→ What the task requires
Each line from the top of the listing through the one holding "const infoLines = ['特色：炼丹成功率+10%', '当前贡献：12" should be restated word for word, with nothing added and no pictures.

→ Collected data
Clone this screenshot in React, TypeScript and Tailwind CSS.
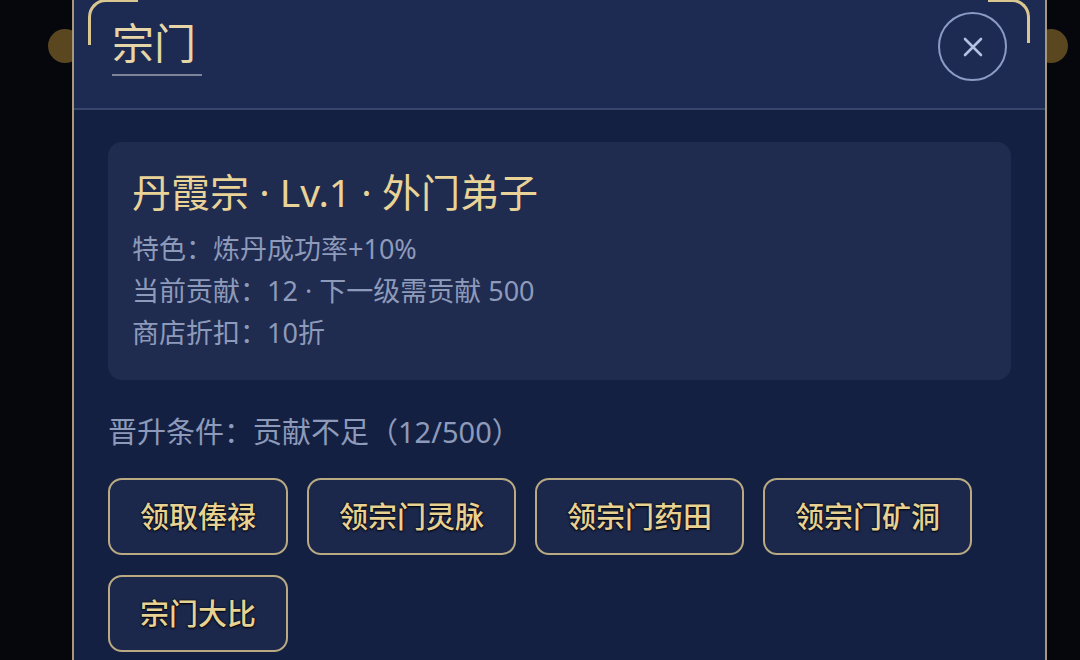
import React from 'react';

const buttons = ['领取俸禄', '领宗门灵脉', '领宗门药田', '领宗门矿洞', '宗门大比'];

const infoLines = ['特色：炼丹成功率+10%', '当前贡献：12 · 下一级需贡献 500', '商店折扣：10折'];

export default function App() {
  return (
    <div className="relative h-[660px] w-[1080px] overflow-hidden bg-[#05070d] font-['Noto_Sans','Noto_Sans_CJK_SC',sans-serif]">
      {/* page behind the overlay */}
      <div className="flex justify-between pl-[48px] pr-[12px] pt-[29px]">
        <div className="h-[34px] w-[34px] rounded-full bg-[#5a4720]" />
        <div className="h-[34px] w-[34px] rounded-full bg-[#5a4720]" />
      </div>

      {/* modal */}
      <div className="absolute left-[72px] top-[-2px] h-[700px] w-[975px] border-2 border-[#a7987a] bg-[#142042]">
        {/* corner ornaments */}
        <div className="absolute left-[14px] top-[-1px] h-[46px] w-[50px] rounded-tl-[18px] border-l-[3px] border-t-[3px] border-[#dac790]" />
        <div className="absolute right-[15px] top-[-1px] h-[44px] w-[42px] rounded-tr-[18px] border-r-[3px] border-t-[3px] border-[#dac790]" />

        {/* header */}
        <div className="flex h-[110px] items-start justify-between border-b-2 border-[#39466c] bg-[#1d2a51] pl-[38px] pr-[38px]">
          <div className="pt-[22px]">
            <div className="border-b-2 border-[#7d8398] pb-[10px] pr-[6px] text-[42px] leading-[42px] text-[#e6d5a6]">
              宗门
            </div>
          </div>
          <button className="mt-[12px] flex h-[69px] w-[69px] items-center justify-center rounded-full border-2 border-[#8a9cc5]">
            <svg width="22" height="22" viewBox="0 0 22 22" fill="none" stroke="#b2c1e2" strokeWidth="2.6" strokeLinecap="round">
              <path d="M3 3L19 19M19 3L3 19" />
            </svg>
          </button>
        </div>

        {/* body */}
        <div className="px-[34px] pt-[32px]">
          <div className="rounded-[14px] bg-[#1f2b4f] px-[24px] pb-[26px] pt-[26px]">
            <div className="text-[39px] leading-[48px] text-[#e9d397]">丹霞宗 · Lv.1 · 外门弟子</div>
            <div className="mt-[12px]">
              {infoLines.map((line) => (
                <div key={line} className="text-[27px] leading-[42px] text-[#8d9aba]">
                  {line}
                </div>
              ))}
            </div>
          </div>

          <div className="mt-[32px] text-[29px] leading-[40px] text-[#8d9aba]">晋升条件：贡献不足（12/500）</div>

          <div className="mt-[26px] flex flex-wrap gap-x-[19px] gap-y-[20px]">
            {buttons.map((label) => (
              <button
                key={label}
                className="h-[77px] rounded-[14px] border-2 border-[#b9aa82] bg-[#1b274b] px-[30px] text-[29px] font-medium text-[#e8d293] [text-shadow:0_0_2px_rgba(0,0,0,0.95),0_1px_2px_rgba(0,0,0,0.9)]"
              >
                {label}
              </button>
            ))}
          </div>
        </div>
      </div>
    </div>
  );
}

→ Solution to the problem
Clone this screenshot in React, TypeScript and Tailwind CSS.
import React from 'react';

const buttons = ['领取俸禄', '领宗门灵脉', '领宗门药田', '领宗门矿洞', '宗门大比'];

const infoLines = ['特色：炼丹成功率+10%', '当前贡献：12 · 下一级需贡献 500', '商店折扣：10折'];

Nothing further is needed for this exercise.